SEPOC (Safer Exploration & Production Operations Company)’s senior official; which owns the derelict FSO Safer oil tanker that is anchored off Hodeidah’s Red Sea coastline; voiced surprise at UN insistence to visit the rundown vessel for assessment.
Speaking under the conditions of anonymity; the official confirmed that SEPOC provided the UN with comprehensive technical data on the status of Safer.
“This should allow for the UN to evaluate the situation and take a decision without visiting the tanker,” the official explained; adding that the UN team of experts has been trying to gain access to the oil vessel for the last two years without avail.
Dujarric raising the alarm
The spokesperson for the UN Secretary General, Stephane Dujarric; warned against the repercussions of the UN mission encountering new delays after recent additional requests from the Houthi militias regarding access to Safer.
Dujarric raised the alarm on any leak at Safer having devastating ecological, humanitarian and economic consequences; not only for the people of Yemen, but for the entire region around the Red Sea.
The tanker, moored with more than 1.1 million barrels of crude oil on board, has not had maintenance since 2015. Its equipment has deteriorated and it is now facing the risk of sinking.
The UN is also seeking to send a team of experts to visit the tanker and conduct rapid maintenance to avoid a potential environmental catastrophe that affects the coasts of the countries on the Red Sea, not just Yemen.
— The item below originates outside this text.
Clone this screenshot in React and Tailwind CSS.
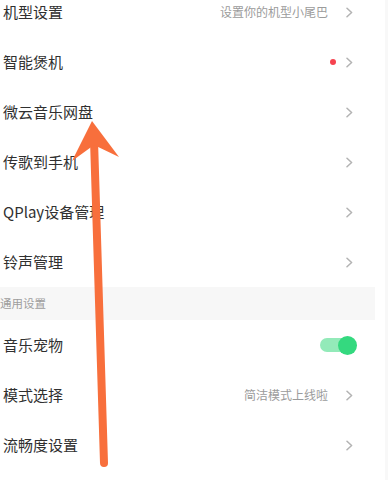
const topRows = [
  { label: '机型设置', hint: '设置你的机型小尾巴' },
  { label: '智能煲机', dot: true },
  { label: '微云音乐网盘' },
  { label: '传歌到手机' },
  { label: 'QPlay设备管理' },
  { label: '铃声管理' },
]

function Chevron() {
  return (
    <svg width="7" height="11" viewBox="0 0 7 11" fill="none">
      <path d="M1 1.2L5.6 5.5L1 9.8" stroke="#b3b3b3" strokeWidth="1.5" strokeLinecap="round" strokeLinejoin="round" />
    </svg>
  )
}

function Row({ label, hint, dot, toggle }) {
  return (
    <div className="flex h-[50px] w-[375px] items-center justify-between pl-[3px] pr-[22px]">
      <span className="text-[15px] text-[#303030]">{label}</span>
      {toggle ? (
        <div className="relative mr-[-4px] flex h-[19px] w-[37px] items-center">
          <div className="h-[14px] w-[34px] rounded-full bg-[#93eab9]" />
          <div className="absolute right-0 h-[19px] w-[19px] rounded-full bg-[#34d97f]" />
        </div>
      ) : (
        <div className="flex items-center">
          {hint && <span className="mr-[18px] text-[12px] text-[#9b9b9b]">{hint}</span>}
          {dot && <span className="mr-[10px] h-[6px] w-[6px] rounded-full bg-[#f6434f]" />}
          <Chevron />
        </div>
      )}
    </div>
  )
}

export default function App() {
  return (
    <div
      className="relative flex h-[480px] w-[388px] overflow-hidden bg-white"
      style={{ fontFamily: '"Noto Sans CJK SC", "Noto Sans", sans-serif' }}
    >
      <div className="mt-[-13px] w-[385px] bg-white">
        {topRows.map(r => <Row key={r.label} {...r} />)}
        <div className="flex h-[33px] w-[375px] items-center bg-[#f7f7f7]">
          <span className="text-[11.5px] text-[#9e9e9e]">通用设置</span>
        </div>
        <Row label="音乐宠物" toggle />
        <Row label="模式选择" hint="简洁模式上线啦" />
        <Row label="流畅度设置" />
      </div>
      <div className="flex-1 bg-[#f8f8f8]" />

      <svg className="pointer-events-none absolute left-0 top-0" width="388" height="480" viewBox="0 0 388 480">
        <line x1="94" y1="140" x2="104" y2="463" stroke="#f86f3c" strokeWidth="8" strokeLinecap="round" />
        <polygon points="92,121 72,161 94,145 119,157" fill="#f86f3c" />
      </svg>
    </div>
  )
}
But the UN efforts stalled by Houthis.
“The UN team tasked with assessing the condition of Safer and coming up with plans for the best and safest way to empty the vessel’s crude oil reservoirs some two years ago,” the Safer official stated; adding that the international mission has failed in gaining access to the tanker because of Houthi obstruction.
A visit by the team of UN experts to the ship is to cost about $3mn; provided by several European countries. These countries include the UK, Germany, as well as the Netherlands.